Chris Spedding is a Rock ‘n’ Roll renaissance man. Ever since the British guitarist arrived on the music scene in the late ‘60s, he has been the personification of cool. He’s played (live and/or in the studio) with artists as varied as Sharks, Harry Nilsson, Roy Harper, Sixto Rodriquez, Roxy Music, John Cale, The Wombles and many others. His solo career started in 1970 but he didn’t make an impact until his fifth album, the self-titled debut album for the RAK Records label, was released in 1975. And that album is where the four CD set CHRIS SPEDDING: THE RAK YEARS begins. Containing his four albums for the label (including bonus tracks), this is an essential box set that will appeal to fans of Rock, Punk, Power Pop and most other guitar-fueled Rock genres.
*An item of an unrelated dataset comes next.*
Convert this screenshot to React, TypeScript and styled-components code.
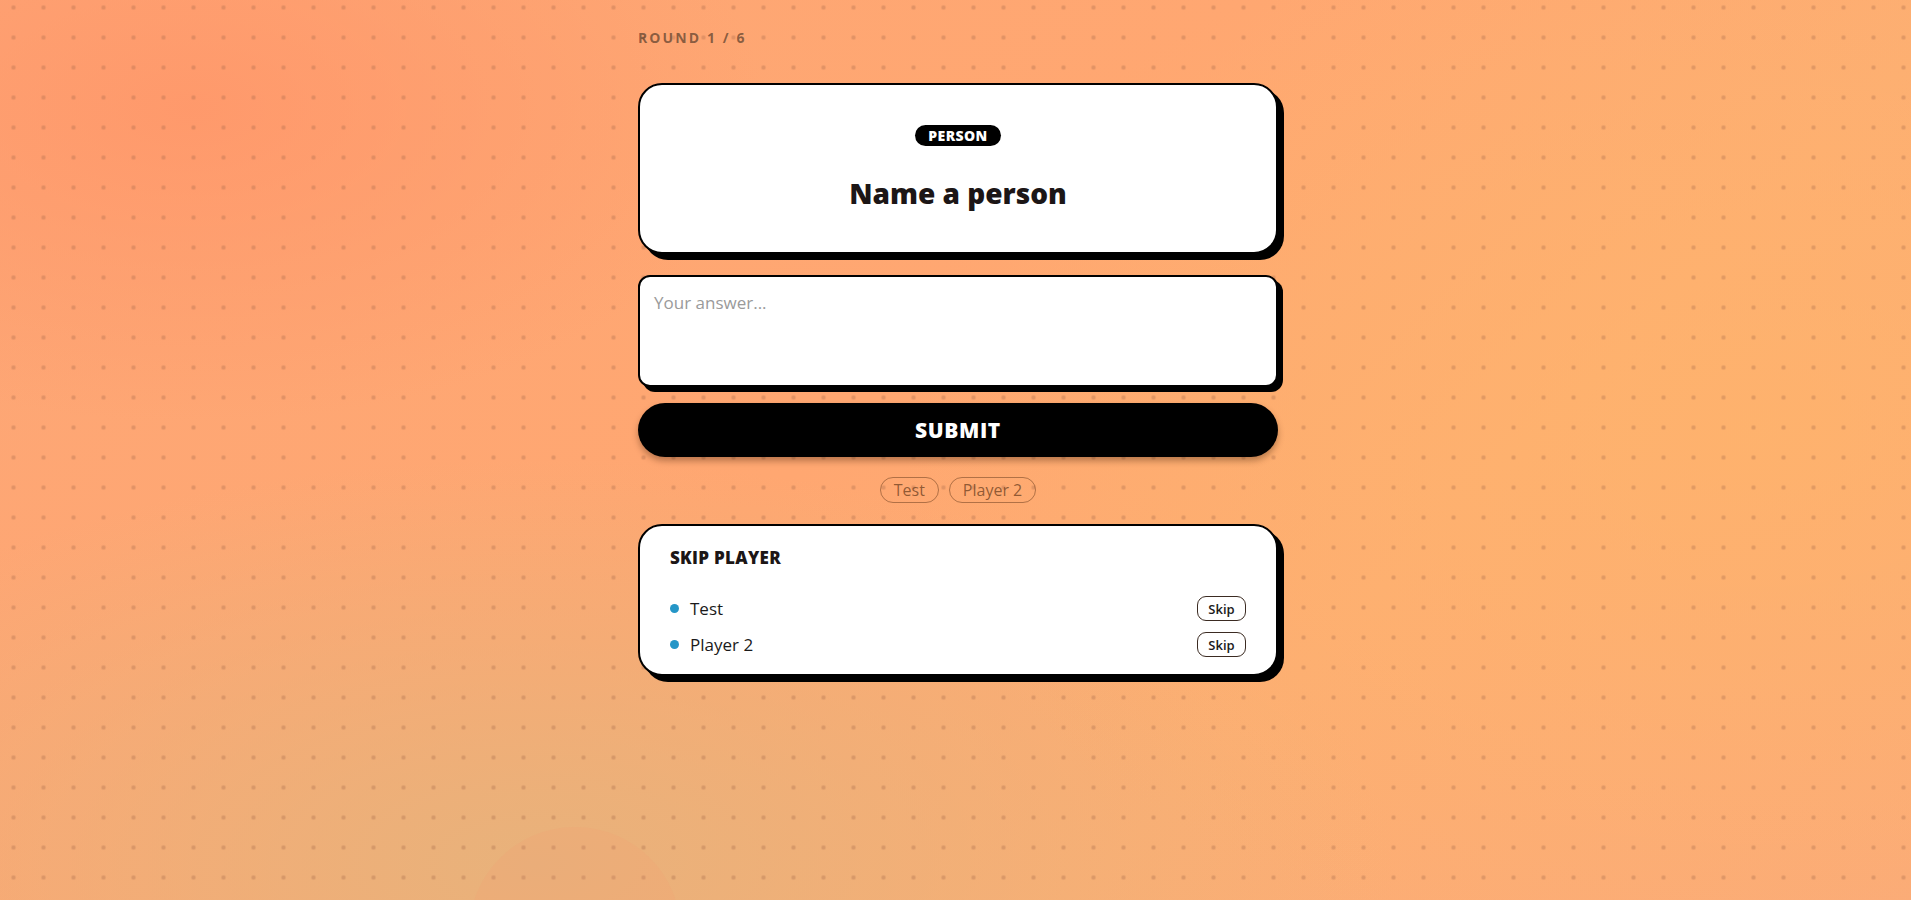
import React, { useState } from "react";
import styled, { createGlobalStyle } from "styled-components";

const GlobalStyle = createGlobalStyle`
  * {
    box-sizing: border-box;
  }
  html,
  body {
    margin: 0;
    padding: 0;
  }
  body {
    font-family: "Segoe UI", "Open Sans", "Noto Sans", sans-serif;
    color: #1a1a1a;
    background: #fda874;
  }
`;

const Page = styled.div`
  position: relative;
  overflow: hidden;
  min-height: 100vh;
  padding: 28px 0 40px 5px;
  display: flex;
  flex-direction: column;
  align-items: center;
  background-color: #fda874;
  background-image:
    radial-gradient(circle, rgba(160, 100, 70, 0.3) 1.8px, transparent 2.6px),
    radial-gradient(ellipse 30% 35% at 10% 12%, rgba(255, 150, 105, 0.8), transparent),
    radial-gradient(ellipse 45% 60% at 92% 48%, rgba(255, 180, 106, 0.7), transparent),
    radial-gradient(ellipse 45% 45% at 28% 96%, rgba(232, 178, 123, 1), transparent),
    linear-gradient(135deg, #fda676 0%, #ffa771 45%, #fdae73 70%, #fbab78 100%);
  background-size: 30px 30px, 100% 100%, 100% 100%, 100% 100%, 100% 100%;
  background-position: -1.5px -7.5px, 0 0, 0 0, 0 0, 0 0;
`;

const Blob = styled.div`
  position: absolute;
  left: 469px;
  top: 827px;
  width: 212px;
  height: 212px;
  border-radius: 50%;
  background: rgba(255, 140, 110, 0.1);
  pointer-events: none;
`;

const Column = styled.main`
  position: relative;
  width: 640px;
  display: flex;
  flex-direction: column;
  gap: 20px;
`;

const RoundLabel = styled.div`
  font-family: "Open Sans", sans-serif;
  font-size: 14px;
  line-height: 20px;
  font-weight: 700;
  letter-spacing: 2.1px;
  color: rgba(70, 50, 35, 0.64);
  margin-bottom: 15px;
`;

const Card = styled.section<{ $pad: string; $gapTop?: number }>`
  background: #fff;
  border: 2px solid #000;
  border-radius: 24px;
  box-shadow: 6px 6px 0 #000;
  padding: ${(p) => p.$pad};
  margin-top: ${(p) => p.$gapTop ?? 0}px;
`;

const PromptCard = styled(Card)`
  display: flex;
  flex-direction: column;
  align-items: center;
`;

const Badge = styled.span`
  display: inline-block;
  background: #000;
  color: #fff;
  font-family: "Open Sans", sans-serif;
  font-size: 14px;
  line-height: 17px;
  font-weight: 800;
  letter-spacing: 0.4px;
  padding: 2px 13px;
  border-radius: 999px;
`;

const Prompt = styled.h1`
  margin: 30px 0 0;
  font-family: "Open Sans", sans-serif;
  font-size: 28px;
  line-height: 34px;
  font-weight: 800;
  color: #1c1616;
`;

const Form = styled.form`
  display: flex;
  flex-direction: column;
  gap: 16px;
  margin-top: 1px;
`;

const Answer = styled.textarea`
  display: block;
  width: 100%;
  height: 112px;
  resize: none;
  border: 2px solid #000;
  border-radius: 12px;
  box-shadow: 5px 5px 0 #000;
  padding: 14px 14px;
  font-family: "Open Sans", sans-serif;
  font-size: 17px;
  line-height: 24px;
  color: #1a1a1a;
  background: #fff;
  outline: none;

  &::placeholder {
    color: #9a9a9a;
  }
`;

const Submit = styled.button`
  height: 54px;
  width: 100%;
  border: none;
  border-radius: 999px;
  background: #000;
  color: #fff;
  font-family: "Open Sans", sans-serif;
  font-size: 21px;
  font-weight: 800;
  letter-spacing: 0.6px;
  box-shadow: 0 4px 6px rgba(60, 30, 10, 0.35);
  cursor: pointer;
`;

const Chips = styled.div`
  display: flex;
  justify-content: center;
  gap: 10px;
`;

const Chip = styled.span`
  height: 26px;
  display: inline-flex;
  align-items: center;
  padding: 0 13px;
  border: 1px solid rgba(100, 55, 25, 0.5);
  border-radius: 999px;
  font-family: "Open Sans", sans-serif;
  font-size: 16px;
  color: rgba(95, 55, 25, 0.7);
`;

const SkipTitle = styled.h2`
  margin: 0 0 28px;
  font-family: "Open Sans", sans-serif;
  font-size: 17px;
  line-height: 20px;
  font-weight: 800;
  letter-spacing: 0.3px;
  color: #1c1616;
`;

const PlayerList = styled.ul`
  list-style: none;
  margin: 0;
  padding: 0;
  display: flex;
  flex-direction: column;
  gap: 11px;
`;

const PlayerRow = styled.li`
  display: flex;
  align-items: center;
  height: 25px;
`;

const Dot = styled.span`
  width: 9px;
  height: 9px;
  border-radius: 50%;
  background: #2596c7;
  margin-right: 11px;
  flex-shrink: 0;
`;

const PlayerName = styled.span`
  flex: 1;
  font-family: "Open Sans", sans-serif;
  font-size: 17px;
  color: #1a1a1a;
`;

const SkipButton = styled.button`
  height: 25px;
  width: 49px;
  padding: 0;
  border: 1.5px solid #3b2b22;
  border-radius: 9px;
  background: #fff;
  font-family: "Open Sans", sans-serif;
  font-size: 13px;
  font-weight: 600;
  color: #1a1a1a;
  cursor: pointer;
`;

const players = ["Test", "Player 2"];

export default function App() {
  const [answer, setAnswer] = useState("");

  return (
    <>
      <GlobalStyle />
      <Page>
        <Blob />
        <Column>
          <RoundLabel>ROUND 1 / 6</RoundLabel>
          <PromptCard $pad="40px 24px 42px">
            <Badge>PERSON</Badge>
            <Prompt>Name a person</Prompt>
          </PromptCard>
          <Form onSubmit={(e) => e.preventDefault()}>
            <Answer
              placeholder="Your answer..."
              value={answer}
              onChange={(e) => setAnswer(e.target.value)}
            />
            <Submit type="submit">SUBMIT</Submit>
          </Form>
          <Chips>
            {players.map((p) => (
              <Chip key={p}>{p}</Chip>
            ))}
          </Chips>
          <Card $pad="22px 30px 17px" $gapTop={1}>
            <SkipTitle>SKIP PLAYER</SkipTitle>
            <PlayerList>
              {players.map((p) => (
                <PlayerRow key={p}>
                  <Dot />
                  <PlayerName>{p}</PlayerName>
                  <SkipButton type="button">Skip</SkipButton>
                </PlayerRow>
              ))}
            </PlayerList>
          </Card>
        </Column>
      </Page>
    </>
  );
}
Mixing classic Rock ‘n’ Roll, Garage Rock, Glam and proto-punk, the CHRIS SPEDDING album was a delight. With a sweaty swagger and a bucketful of great hooks, the album features delectable, edgy rockers that pre-dated Punk and guitar-heavy New Wave by a few years. His approach was very simple and not unlike a mix of Eddie Cochran and Alvis Stardust with a twist of Roxy Music. Spedding scored his first hit with “Motor Bikin’” but there’s so much more to love including “Guitar Jamboree” and “Jump in My Car”. The album itself finds Spedding more comfortable as a songwriter and vocalist, sliding into the role as a front man with ease. With three bonus tracks added to the original album, this album still sounds as vibrant as it did 40+ years ago.
One year later, Spedding offered up the rougher, tougher HURT, a defiant Rock ‘n’ Roll album filled with even more great hooks. Embracing the Punk ethos while acting like a rockin’ elder statesman, the album is a triumph in every way. The album travels the same musical path but every track comes packed with a sneer and the flick of a cigarette butt. Not unlike Rockpile’s earliest efforts, Spedding again mines Rock ‘n’ Roll’s rich tapestry and comes up trumps. “Hurt by Love” is a Rock ‘n Roll anthem just waiting to be accepted by the masses. “Wild in The Street,”, “Get Outta My Pagoda,” “Wild Wild Women” and “Silver Bullet” are about as great as anything else from this time period. With three bonus tracks – two including backing by Punk legends The Vibrators – HURT is as good as Rock ‘n’ Roll gets.
While the album title GUITAR GRAFFITI (1978) would lead you to assume that it was more of the same, the album actually tones down on the edgier aspects of his previous two albums and gets a bit experimental and much more relaxed. There are tracks that could have easily fit on the HURT album – “Bored Bored” and “Walking” immediately come to mind – but the album features more acoustic guitars, backing vocals and excursions into new territories like Reggae (“Breakout”) and experimental Rock (“Time Warp”). The rocking ‘live’ tracks that make up part of Side Two seem to have a dubbed in audience but they still sound like great fun. Features two bonus tracks including the instrumental “Gunfight.”
I’M NOT LIKE EVERYBODY ELSE (1980) was his final album for RAK Records and is certainly the most restrained album of the bunch. Certainly living up to the album’s title, the songs here travel down different musical avenues. “Box Number” slightly resembles Steve Miller’s “The Joker” as interpreted by The Police if they had been influenced by Eddie Cochran. Dave Berry’s “The Crying Game” might be a bit ramshackle but it retains its emotional core. “Depravitie” and “Counterfeit” recall the Rock ‘n’ Roll vibe of Spedding’s first two albums on RAK. In a sense, the album is the least commercial of the bunch but that doesn’t take away from Spedding’s talents. Though not as rocking as his early albums, Chris makes sure that there’s always a hook ready to spring upon the listener.
THE RAK YEARS is an essential introduction to the solo career of one of Britain’s finest musicians. He released albums before and he’s released albums since but this set contains the finest moments of his solo career.